Speaking at an unscheduled news conference at parliament, after meeting leaders of conservative parties, Ban, 72, said it was ‘meaningless’ to join them and that he was disappointed at some MPs ‘obsolete, narrow minded and selfish demeanour’.

His ‘pure patriotism’ and ‘aspirations’ meanwhile had been met with ‘slander’ and ‘fake news’.

Ban Ki-moon drops out of South Korean presidential race https://t.co/PxwV28RAEf

— Wall Street Journal (@WSJ) 1 février 2017

“With all kinds of fake news, my intention for political change was nowhere to be seen and all that was left was grave scars to my family and myself, and to the honour of the UN, where I spent the past 10 years,” he said.

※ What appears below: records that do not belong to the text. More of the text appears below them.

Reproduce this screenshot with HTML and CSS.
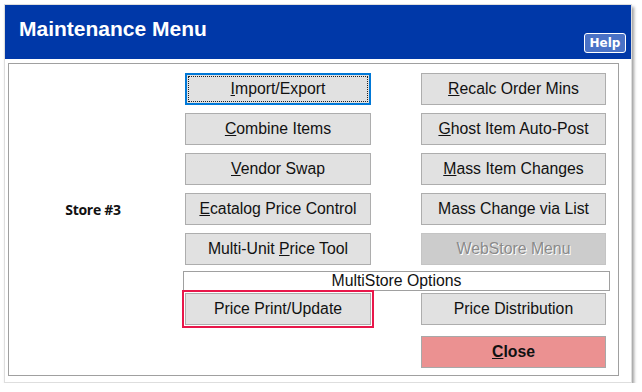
FILE: index.html
```html
<!DOCTYPE html>
<html>
<head>
<meta charset="utf-8">
<link rel="stylesheet" href="styles.css">
</head>
<body>
<div class="window">
  <div class="titlebar">
    <div class="title">Maintenance Menu</div>
    <div class="help">Help</div>
  </div>
  <div class="panel">
    <div class="row">
      <div class="label"></div>
      <div class="btn focused"><span><u>I</u>mport/Export</span></div>
      <div class="spacer"></div>
      <div class="btn"><span><u>R</u>ecalc Order Mins</span></div>
    </div>
    <div class="row">
      <div class="label"></div>
      <div class="btn"><span><u>C</u>ombine Items</span></div>
      <div class="spacer"></div>
      <div class="btn"><span><u>G</u>host Item Auto-Post</span></div>
    </div>
    <div class="row">
      <div class="label"></div>
      <div class="btn"><span><u>V</u>endor Swap</span></div>
      <div class="spacer"></div>
      <div class="btn"><span><u>M</u>ass Item Changes</span></div>
    </div>
    <div class="row">
      <div class="label">Store #3</div>
      <div class="btn"><span><u>E</u>catalog Price Control</span></div>
      <div class="spacer"></div>
      <div class="btn"><span>Mass Change via List</span></div>
    </div>
    <div class="row">
      <div class="label"></div>
      <div class="btn"><span>Multi-Unit <u>P</u>rice Tool</span></div>
      <div class="spacer"></div>
      <div class="btn disabled"><span>WebStore Menu</span></div>
    </div>
    <div class="multistore">MultiStore Options</div>
    <div class="row row-price">
      <div class="label"></div>
      <div class="btn highlighted"><span>Price Print/Update</span></div>
      <div class="spacer"></div>
      <div class="btn"><span>Price Distribution</span></div>
    </div>
    <div class="row row-close">
      <div class="label"></div>
      <div class="blank"></div>
      <div class="spacer"></div>
      <div class="btn close"><span><u>C</u>lose</span></div>
    </div>
  </div>
</div>
</body>
</html>
```
FILE: styles.css
```css
html, body {
  margin: 0;
  padding: 0;
  background: #ffffff;
}

.window {
  margin: 4px 0 0 4px;
  width: 626px;
  height: 377px;
  border: 1px solid #dedede;
  background: #ffffff;
  box-shadow: 2px 3px 3px rgba(0, 0, 0, 0.38);
}

.titlebar {
  height: 54px;
  background: #0038a8;
  display: flex;
  justify-content: space-between;
}

.title {
  font-family: "Liberation Sans", Arial, sans-serif;
  font-weight: bold;
  font-size: 21px;
  color: #ffffff;
  padding: 12px 0 0 14px;
  line-height: 24px;
}

.help {
  align-self: flex-end;
  margin: 0 5px 6px 0;
  width: 40px;
  height: 18px;
  border: 1px solid #ffffff;
  border-radius: 3px;
  background: #4a72c6;
  color: #ffffff;
  font-family: "DejaVu Sans", Verdana, sans-serif;
  font-weight: bold;
  font-size: 12px;
  line-height: 18px;
  text-align: center;
}

.panel {
  margin: 4px 12px 0 3px;
  height: 313px;
  box-sizing: border-box;
  border: 1px solid #a0a0a0;
  padding-top: 9px;
  display: flex;
  flex-direction: column;
}

.row {
  display: flex;
  height: 32px;
  margin-bottom: 8px;
}

.label {
  width: 168px;
  margin-right: 8px;
  font-family: "Open Sans", "Segoe UI", sans-serif;
  font-weight: bold;
  font-size: 14px;
  letter-spacing: -0.3px;
  color: #111111;
  display: flex;
  align-items: center;
  justify-content: center;
}

.spacer {
  width: 50px;
}

.blank {
  width: 186px;
}

.btn {
  position: relative;
  width: 186px;
  height: 32px;
  box-sizing: border-box;
  border: 1px solid #adadad;
  background: #e1e1e1;
  font-family: "Liberation Sans", Arial, sans-serif;
  font-size: 15.8px;
  color: #111111;
  display: flex;
  align-items: center;
  justify-content: center;
}

.row .btn:last-child {
  width: 185px;
}

.btn.focused {
  border: 2px solid #0078d7;
}

.btn.focused::after {
  content: "";
  position: absolute;
  left: 1px;
  top: 1px;
  right: 1px;
  bottom: 1px;
  border: 1px dotted #222222;
}

.btn.disabled {
  background: #cccccc;
  border-color: #c4c4c4;
  color: #8a8a8a;
  text-shadow: 1px 1px 0 #ffffff;
}

.btn.highlighted {
  outline: 2px solid #e8174a;
  outline-offset: 1px;
}

.btn.close {
  background: #eb9191;
  border-color: #a8a8a8;
  font-weight: bold;
}

.multistore {
  margin: -2px 0 0 174px;
  width: 427px;
  height: 21px;
  box-sizing: border-box;
  border: 1px solid #a0a0a0;
  background: #ffffff;
  font-family: "Liberation Sans", Arial, sans-serif;
  font-size: 15.8px;
  color: #111111;
  text-align: center;
  line-height: 18px;
}

.row-price {
  margin-top: 2px;
  margin-bottom: 11px;
}
```
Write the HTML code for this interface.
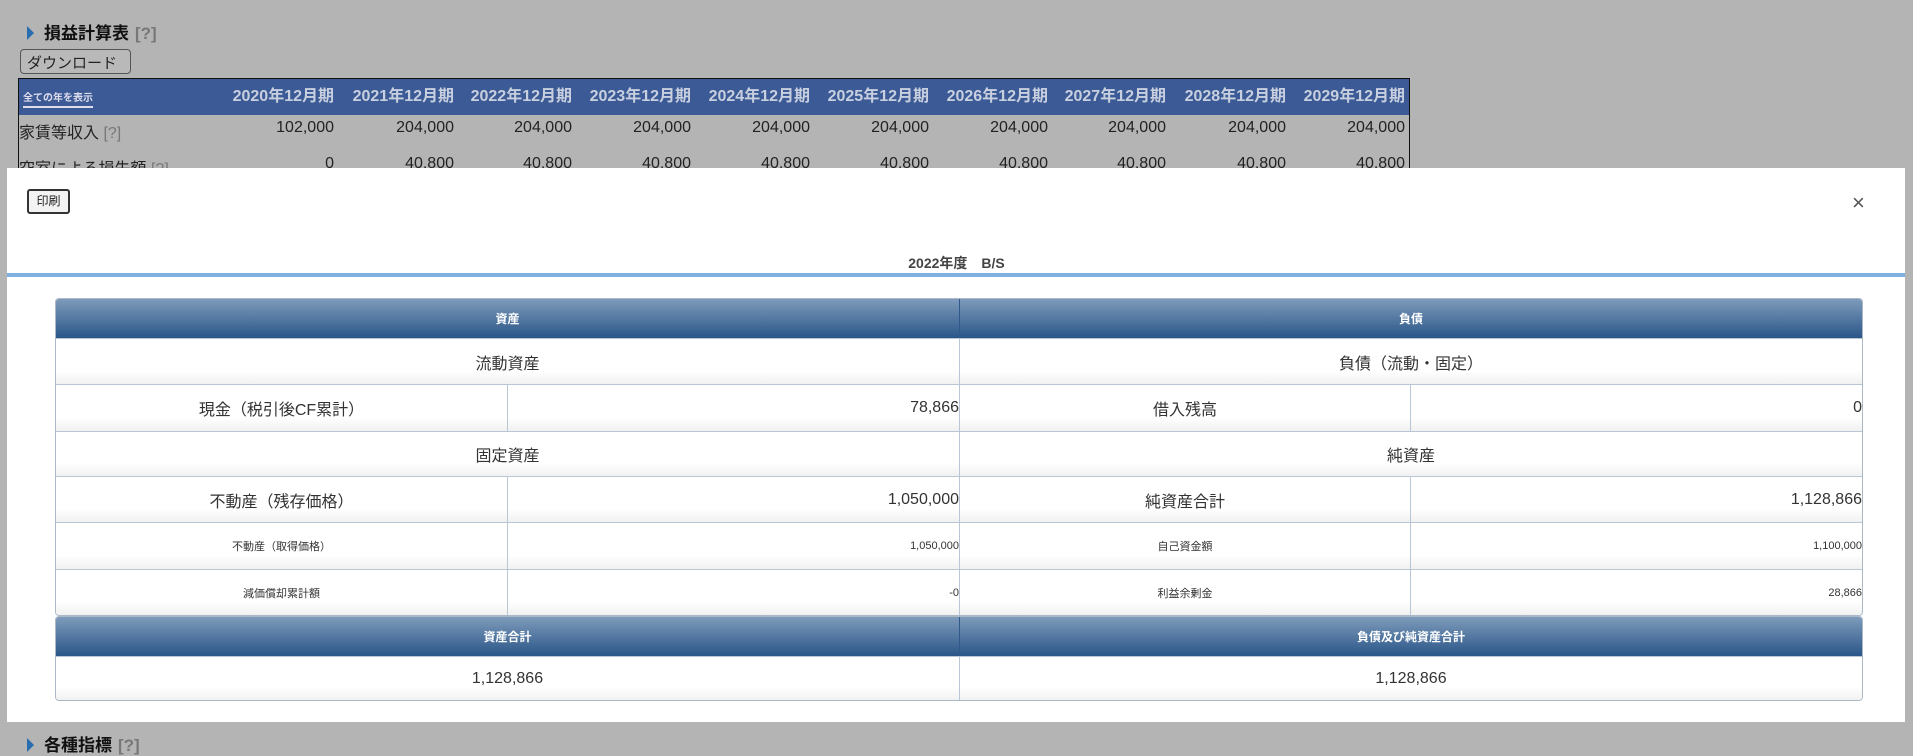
<!DOCTYPE html>
<html><head><meta charset="utf-8"><style>
*{box-sizing:border-box;margin:0;padding:0}
body{width:1913px;height:755px;background:#b4b4b4;font-family:"Liberation Sans","Noto Sans CJK JP",sans-serif;position:relative;overflow:hidden;color:#222}
.abs{position:absolute}
.h{left:27px;font-size:17px;font-weight:bold;color:#111}
.h .tri{display:inline-block;width:0;height:0;border-left:7px solid #2a6db0;border-top:7px solid transparent;border-bottom:7px solid transparent;margin-right:10px;vertical-align:-1px}
.h .q{color:#777;margin-left:6px}
.sel{left:20px;top:49px;width:111px;height:25px;border:1px solid #555;border-radius:4px;font-size:15px;padding:2px 6px;color:#222;background:#b9b9b9}
.pl{left:18px;top:78px;width:1392px;height:92px;border:1px solid #111;border-bottom:none}
.pl .hd{height:36px;background:#3c5a95;position:relative}
.pl .hd .all{position:absolute;left:4px;top:10px;font-size:10px;font-weight:bold;color:#dde;border-bottom:2px solid #dde;padding-bottom:2px}
.yr{position:absolute;top:0;height:36px;line-height:36px;font-size:16px;font-weight:bold;color:#c8d0e0}
.row{position:absolute;left:0;font-size:16px;color:#222;width:1390px;height:30px}
.row span{position:absolute}
.modal{left:7px;top:168px;width:1898px;height:554px;background:#fff}
.btn{left:27px;top:189px;width:43px;height:25px;border:2px solid #333;border-radius:3px;font-size:12px;text-align:center;line-height:20px;background:#f3f3f3}
.x{left:1852px;top:190px;font-size:22px;color:#555}
.title{left:0;width:1913px;top:253px;text-align:center;font-size:14px;font-weight:bold;color:#444}
.line{left:7px;width:1898px;top:273px;height:4px;background:#7fb0e0}
.bs{left:55px;top:298px;width:1808px;border:1px solid #aab8c8;border-radius:4px;overflow:hidden}
.bs2{top:616px}
.r{display:flex;border-bottom:1px solid #b8c6d6;background:linear-gradient(#fff 70%,#f1f1f1)}
.r:last-child{border-bottom:none}
.r div{display:flex;align-items:center;justify-content:center;font-size:16px;color:#333}
.r div+div{border-left:1px solid #b8c6d6}
.hr{background:linear-gradient(#7e9bbb,#2a5688);height:40px}
.hr div{color:#fff;font-size:12px;font-weight:bold}
.hr div+div{border-left:1px solid #30588a}
.w{width:903px}
.a{width:451px}.b{width:452px}
.num{justify-content:flex-end!important}
.sm div{font-size:11px}
</style></head><body>
<div class="abs h" style="top:19px"><span class="tri"></span>損益計算表<span class="q">[?]</span></div>
<div class="abs sel">ダウンロード <span style="font-size:11px">▼</span></div>
<div class="abs pl">
 <div class="hd"><span class="all">全ての年を表示</span></div>
 <span class="yr" style="right:1075px">2020年12月期</span>
 <span class="yr" style="right:955px">2021年12月期</span>
 <span class="yr" style="right:837px">2022年12月期</span>
 <span class="yr" style="right:718px">2023年12月期</span>
 <span class="yr" style="right:599px">2024年12月期</span>
 <span class="yr" style="right:480px">2025年12月期</span>
 <span class="yr" style="right:361px">2026年12月期</span>
 <span class="yr" style="right:243px">2027年12月期</span>
 <span class="yr" style="right:123px">2028年12月期</span>
 <span class="yr" style="right:4px">2029年12月期</span>
 <div class="row" style="top:40px">
  <span style="left:0">家賃等収入 <b style="color:#777;font-weight:normal">[?]</b></span>
  <span style="right:1075px">102,000</span><span style="right:955px">204,000</span><span style="right:837px">204,000</span><span style="right:718px">204,000</span><span style="right:599px">204,000</span><span style="right:480px">204,000</span><span style="right:361px">204,000</span><span style="right:243px">204,000</span><span style="right:123px">204,000</span><span style="right:4px">204,000</span>
 </div>
 <div class="row" style="top:76px">
  <span style="left:0">空室による損失額 <b style="color:#777;font-weight:normal">[?]</b></span>
  <span style="right:1075px">0</span><span style="right:955px">40,800</span><span style="right:837px">40,800</span><span style="right:718px">40,800</span><span style="right:599px">40,800</span><span style="right:480px">40,800</span><span style="right:361px">40,800</span><span style="right:243px">40,800</span><span style="right:123px">40,800</span><span style="right:4px">40,800</span>
 </div>
</div>
<div class="abs modal"></div>
<div class="abs btn">印刷</div>
<div class="abs x">×</div>
<div class="abs title">2022年度　B/S</div>
<div class="abs line"></div>
<div class="abs bs">
 <div class="r hr"><div class="w">資産</div><div class="w">負債</div></div>
 <div class="r" style="height:46px"><div class="w">流動資産</div><div class="w">負債（流動・固定）</div></div>
 <div class="r" style="height:47px"><div class="a">現金（税引後CF累計）</div><div class="b num">78,866</div><div class="a">借入残高</div><div class="b num">0</div></div>
 <div class="r" style="height:45px"><div class="w">固定資産</div><div class="w">純資産</div></div>
 <div class="r" style="height:46px"><div class="a">不動産（残存価格）</div><div class="b num">1,050,000</div><div class="a">純資産合計</div><div class="b num">1,128,866</div></div>
 <div class="r sm" style="height:47px"><div class="a">不動産（取得価格）</div><div class="b num">1,050,000</div><div class="a">自己資金額</div><div class="b num">1,100,000</div></div>
 <div class="r sm" style="height:45px"><div class="a">減価償却累計額</div><div class="b num">-0</div><div class="a">利益余剰金</div><div class="b num">28,866</div></div>
</div>
<div class="abs bs bs2">
 <div class="r hr"><div class="w">資産合計</div><div class="w">負債及び純資産合計</div></div>
 <div class="r" style="height:43px"><div class="w">1,128,866</div><div class="w">1,128,866</div></div>
</div>
<div class="abs h" style="top:731px"><span class="tri"></span>各種指標<span class="q">[?]</span></div>
</body></html>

Ban’s high profile and clean image were expected to be assets as he returned to a nation reeling from the corruption scandal surrounding President Park Geun-hye who has been impeached by parliament and stripped of her powers while a court decides her fate. A ruling is expected as soon as later this month.

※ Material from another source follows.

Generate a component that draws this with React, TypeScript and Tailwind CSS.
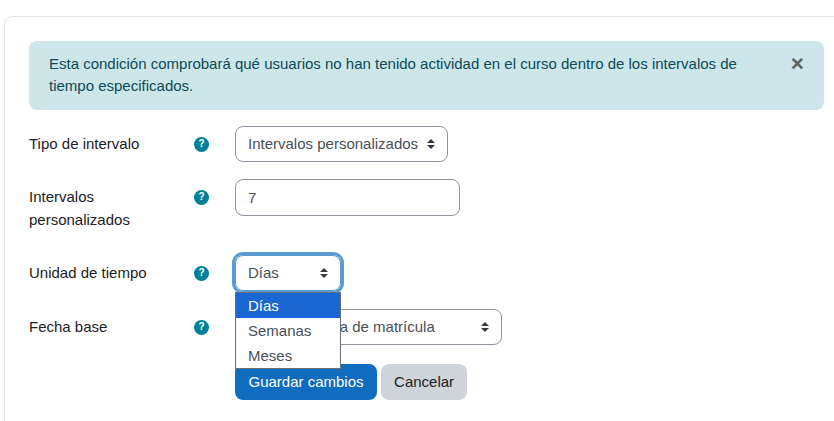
function HelpIcon() {
  return (
    <span className="flex h-[15px] w-[15px] items-center justify-center rounded-full bg-[#008196] text-[10px] leading-none font-bold text-white">
      ?
    </span>
  );
}

function Arrows() {
  return (
    <svg width="10" height="12" viewBox="0 0 10 12" className="shrink-0">
      <path d="M5 1 L9 5 H1 Z M5 11 L1 7 H9 Z" fill="#343a40" />
    </svg>
  );
}

function Row({
  label,
  className,
  children,
}: {
  label: string;
  className: string;
  children: React.ReactNode;
}) {
  return (
    <div className={`flex items-center ${className}`}>
      <div className="w-[165px] text-[#1d2125]">{label}</div>
      <div className="flex h-[22px] w-[41px] items-center">
        <HelpIcon />
      </div>
      {children}
    </div>
  );
}

export default function App() {
  return (
    <div
      className="h-[421px] w-[834px] overflow-hidden bg-white pt-4 pl-1 text-[15px] leading-[22.5px]"
      style={{ fontFamily: '"Liberation Sans", Arial, sans-serif' }}
    >
      <div className="h-[440px] w-[860px] rounded-lg border border-[#e3e4e5] pt-6 pl-6">
        <div className="flex h-[69px] w-[795px] justify-between rounded-lg bg-[#cde6ea] pt-[11.6px] pr-5 pl-5 text-[#0e4a55]">
          <p className="w-[710px]">
            Esta condición comprobará qué usuarios no han tenido actividad en el curso dentro de los
            intervalos de tiempo especificados.
          </p>
          <span className="text-[22.5px] leading-[22.5px] font-bold text-[#5c6163]">×</span>
        </div>

        <Row label="Tipo de intervalo" className="mt-4 h-[36px]">
          <div className="flex h-9 w-[213px] items-center justify-between rounded-lg border border-[#8f959e] pr-[11px] pl-3 text-[#495057]">
            <span>Intervalos personalizados</span>
            <Arrows />
          </div>
        </Row>

        <div className="mt-[17px] flex h-[60px]">
          <div className="w-[165px] pt-[7px] text-[#1d2125]">Intervalos personalizados</div>
          <div className="flex h-[36px] w-[41px] items-center">
            <HelpIcon />
          </div>
          <div className="flex h-[37px] w-[225px] items-center rounded-lg border border-[#8f959e] pt-[1px] pl-3 text-[#495057]">
            7
          </div>
        </div>

        <Row label="Unidad de tiempo" className="mt-[16px] h-[36px]">
          <div className="relative h-[36px] w-[106px]">
            <div className="flex h-[36px] w-[106px] items-center justify-between rounded-lg border border-[#5b9bd5] pr-[11px] pl-3 text-[#495057] shadow-[0_0_0_3px_#5b9bd5]">
              <span>Días</span>
              <Arrows />
            </div>
            <div className="absolute top-[37px] left-0 z-10 w-[106px] border border-[#6b6f75] bg-white text-[#495057]">
              <div className="h-[25px] bg-[#1a66d2] pl-3 leading-[25px] text-white">Días</div>
              <div className="h-[25px] pl-3 leading-[25px]">Semanas</div>
              <div className="h-[25px] pl-3 leading-[25px]">Meses</div>
            </div>
          </div>
        </Row>

        <Row label="Fecha base" className="mt-[18px] h-[36px]">
          <div className="flex h-9 w-[267px] items-center justify-between rounded-lg border border-[#8f959e] pr-[11px] pl-3 text-[#495057]">
            <span>Desde la fecha de matrícula</span>
            <Arrows />
          </div>
        </Row>

        <div className="mt-[19px] ml-[206px] flex gap-1">
          <button className="h-9 rounded-lg bg-[#0f6cbf] px-[13.5px] text-white">Guardar cambios</button>
          <button className="h-9 rounded-lg bg-[#ced4da] px-[13px] text-[#1d2125]">Cancelar</button>
        </div>
      </div>
    </div>
  );
}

Yet Ban’s ratings in opinion polls have nosedived.

The media leapt on a series of minor blunders, for instance when he took the airport express train instead of a limo on his return to South Korea, but didn’t know how to buy a ticket.

Two days later, Ban visited a care home where he fed porridge to an old woman. He was criticised for wearing a bib when the old woman was not – and for feeding someone lying flat on their back.

Ban was South Korea’s foreign minister from 2004 to 2006, helping to implement a policy of engagement with North Korea, before serving as United Nations chief from 2007-2016.